Section 309(c)(4)(G) of the Illegal Immigration Reform and Immigrant Responsibility Act, 110 Stat. 3009-1700, completely forecloses the court's jurisdiction to review decisions of the Board of Immigration Appeals, including jurisdiction to consider motions for stays of deportation. 

Facts:

Nguyen, a Vietnamese citizen, became a lawful permanent resident of the United States in 1982. In August 1990, he was convicted of embezzlement by a Virginia state court and in September 1990, he was convicted of making false statements in a passport application. After serving his sentences, he traveled to Canada and was convicted of a serious crime there.
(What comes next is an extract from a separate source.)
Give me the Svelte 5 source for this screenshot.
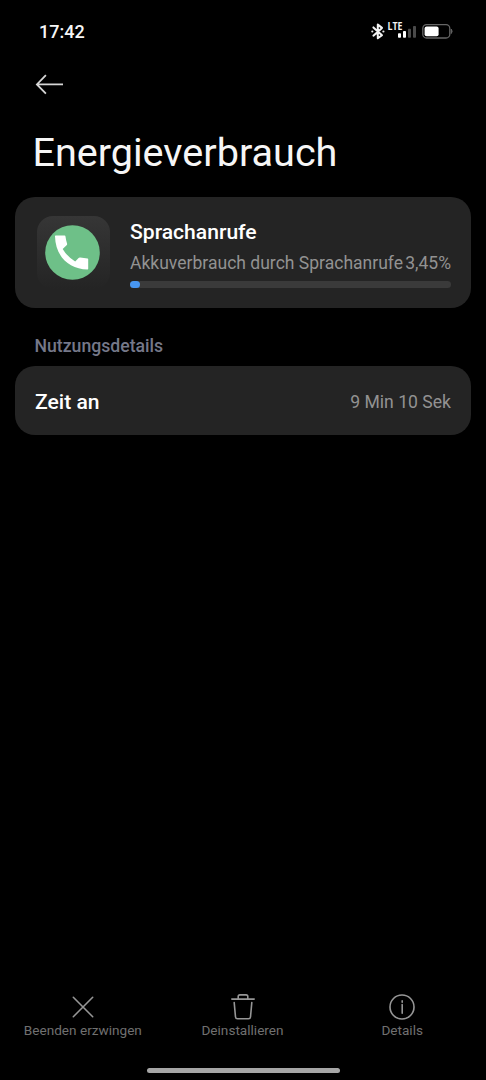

Following the completion of his Canadian sentence, he was delivered to the custody of the Immigration and Naturalization Service ("INS"), which commenced deportation proceedings in June 1995. An immigration judge found Nguyen deportable under § 241(a)(2)(A)(ii) of the Immigration and Naturalization Act ("INA"), which provided for deportation of aliens who had been convicted of two or more crimes involving moral turpitude. Nguyen applied for a waiver of deportation under INA § 212(c), which was denied on the ground that he had abandoned his lawful permanent resident status during his stay in Canada. On May 19, 1997, the Bureau of Immigration Appeals (BIA) found him independently ineligible for § 212(c) relief on account of § 440(d) of the Antiterrorism and Effective Death Penalty Act ("AEDPA") of 1996, as amended by the Illegal Immigration Reform and Immigrant Responsibility Act ("IIRIRA") of 1996, which denied such relief to aliens who had committed certain criminal offenses. The BIA, thus, entered a final order of deportation. Nguyen brought the instant petition to stay the deportation order, arguing that the AEDPA and the IIRIRA violated the Due Process Clause of U.S. Const. amend. V and the separation of powers principles in U.S. Const. art. III by restricting judicial review.

Issue:

Did the AEDPA and the IIRIRA violate the Due Process Clause and the separation of powers principles of the Constitution?

Answer:

No.

Conclusion:

The court found the statutes were constitutional because criminal deportees retained the right to apply for writs of habeas corpus. The court then found it had no jurisdiction to review the decision and accordingly dismissed the petition, holding that applicable immigration law, which did not violate due process or separation of powers principles, deprived it of jurisdiction to review decisions of the Board of Immigration Appeals.